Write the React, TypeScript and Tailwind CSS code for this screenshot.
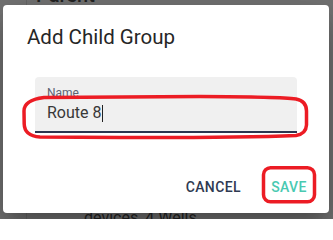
import React from 'react';

// Screenshot of a "child group" dialog with two hand-drawn red marks on top.

function Annotations() {
        return (
                <svg
                        className="pointer-events-none absolute inset-0"
                        width="333"
                        height="219"
                        viewBox="0 0 333 219"
                        fill="none"
                >
                        {/* loop round the Name field */}
                        <path
                                d="M44 97.5 L200 96.5 Q280 96.8 296 99 Q306.5 101 306.5 111 L306.5 125 Q306 134 296 135.5 Q240 137.8 120 137.5 L40 137 Q24.5 136 24.2 124 L24 111 Q24 100 44 97.5 Z"
                                stroke="#ec1c24"
                                strokeWidth="3.5"
                                strokeLinejoin="round"
                        />
                        {/* box round SAVE */}
                        <rect x="263.5" y="167.7" width="51" height="34" rx="7" stroke="#ec1c24" strokeWidth="3.5" />
                </svg>
        );
}

export default function App() {
        return (
                <div className="relative h-[219px] w-[333px] overflow-hidden bg-[#737373] font-['Roboto',sans-serif]">
                        {/* Page under the backdrop */}
                        <div className="flex h-full">
                                <div className="w-[27px] shrink-0 border-r border-[#666666]" />
                                <div className="flex flex-1 flex-col justify-between">
                                        <div className="-mt-[15px] pl-[9px] text-[20px] font-medium leading-[20px] text-[#232323]">Parent</div>
                                        <div className="-mb-[9px] pl-[57px] text-[16px] leading-[20px] text-[#262626]">devices, 4 Wells</div>
                                </div>
                        </div>

                        {/* Dialog */}
                        <div className="absolute left-[3px] top-[5px] flex h-[208px] w-[326px] flex-col rounded-[4px] bg-white shadow-[0_11px_15px_-7px_rgba(0,0,0,0.2),0_24px_38px_3px_rgba(0,0,0,0.14),0_9px_46px_8px_rgba(0,0,0,0.12)]">
                                <h2 className="px-6 py-4 text-[20.5px] font-normal leading-[32px] text-[#262626]">Add Child Group</h2>

                                <div className="mx-8 mt-2 flex h-[56px] flex-col rounded-t-[4px] border-b-2 border-[#2c3650] bg-[#f0f0f0] px-3 pt-[8px]">
                                        <span className="text-[12px] leading-[16px] text-[#5d6272]">Name</span>
                                        <div className="mt-[2px] flex items-center text-[16px] leading-[20px] text-[#383838]">
                                                Route 8
                                                <span className="ml-px inline-block h-[17px] w-px bg-[#222222]" />
                                        </div>
                                </div>

                                <div className="mt-auto flex justify-end gap-2 p-2">
                                        <button className="min-w-16 px-2 py-[6px] text-[14px] font-medium uppercase leading-[24.5px] tracking-[0.4px] text-[#2f3a52]">
                                                Cancel
                                        </button>
                                        <button className="min-w-16 px-2 py-[6px] text-[14px] font-medium uppercase leading-[24.5px] tracking-[0.4px] text-[#49c9b1]">
                                                Save
                                        </button>
                                </div>
                        </div>

                        <Annotations />
                </div>
        );
}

## OBJECTIVE:
Up to and including the line with "marks on top.", copy the data above from its first line. Skip pictures.

## CORRECT OUTPUT:
Write the React, TypeScript and Tailwind CSS code for this screenshot.
import React from 'react';

// Screenshot of a "child group" dialog with two hand-drawn red marks on top.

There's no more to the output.